Ironically a car so plain-looking did well in the swank environs of Southern California. The limited sales were encouraging. The charging hardware of the base Coda allowed it to run for 88 miles on a single charge. That was more than the Leaf or Focus, but less than far more expensive rivals like the Fisker Karma. The CODA Sedan is not aiming for the Fisker market, but offers a more powerful battery with a range up to 125 miles on a single charge.

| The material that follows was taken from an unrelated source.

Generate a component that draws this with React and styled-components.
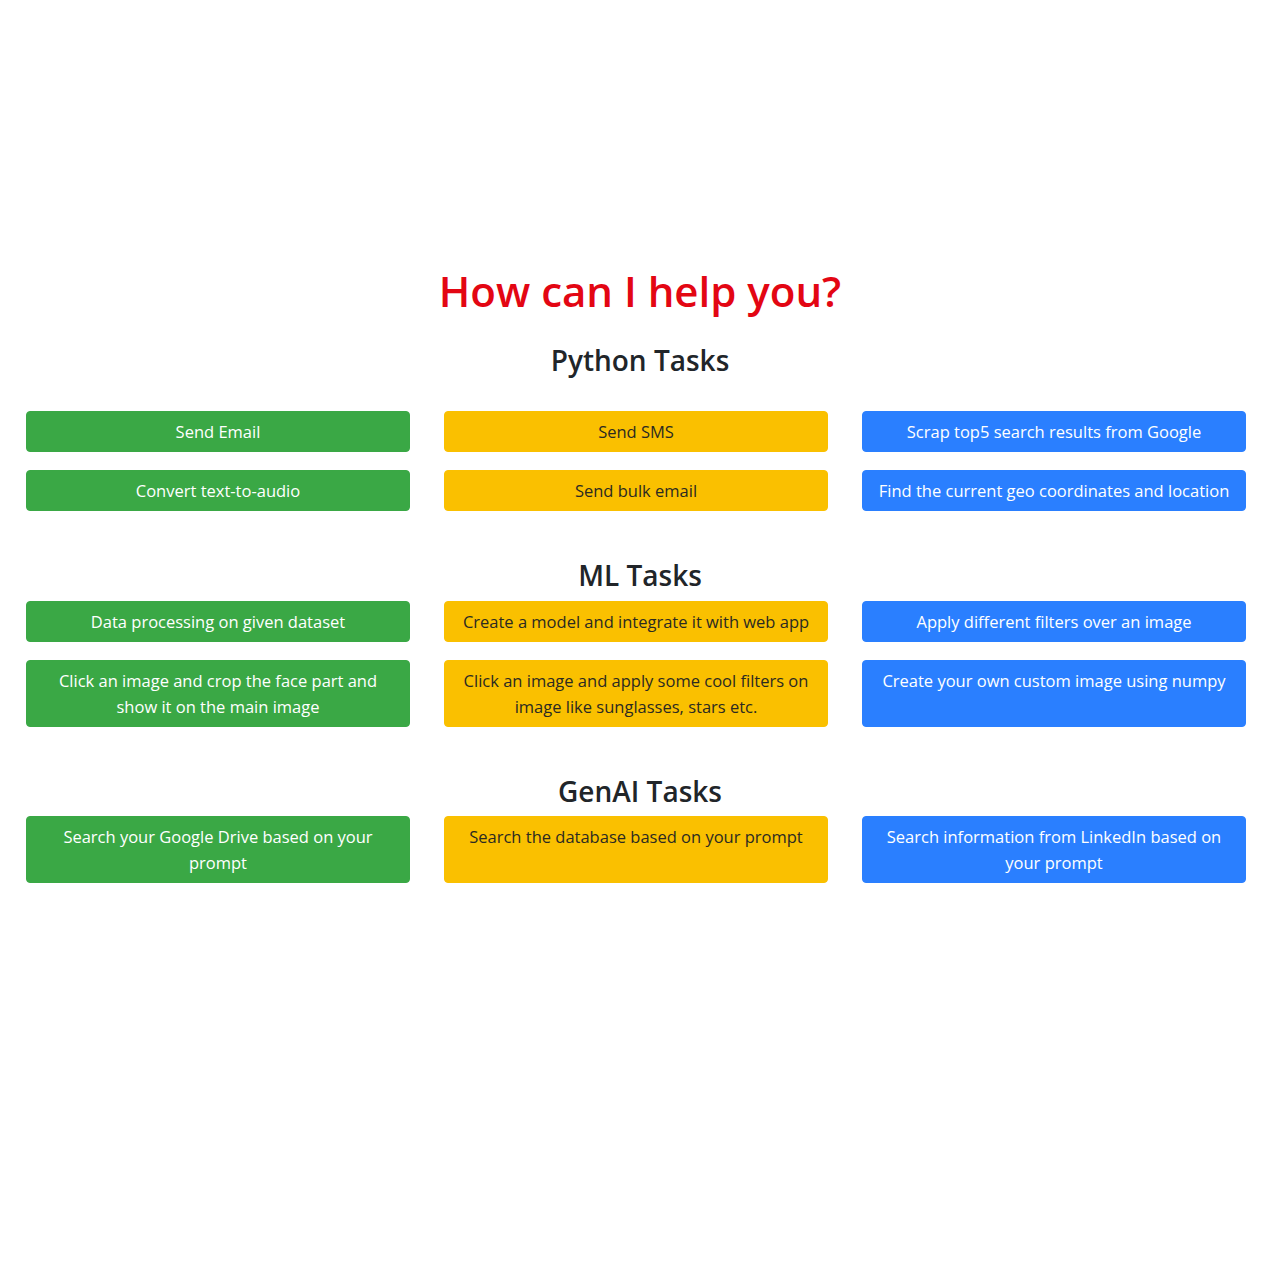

The CODA is slowly making its way to mainstream distribution, despite still being sold mostly in California. The media have been positive, but the startup is being overshadowed by electric products from mainstream manufacturers. Only 100 cars have been sold since March 2012. CODA has a dealer network of about 30 and hopes to expand that number to 50. There were over 1,000 orders as of March of 2012. Even with that kind of slow but steady growth, its likely that most Americans will never see a CODA sedan in person anytime soon. The CODA Sedan will be sold in China soon and will likely sell more units there than Stateside. If the company is serious about increasing domestic sales, it might consider a facelift to give a mechanically interesting car more external visual appeal. LED lights, 17 inch rims and a Apple friendly interior might be enough to win over some, but the dowdy exterior could be a deal killer. Either way Pininninfarna deserves the opportunity to redeem itself.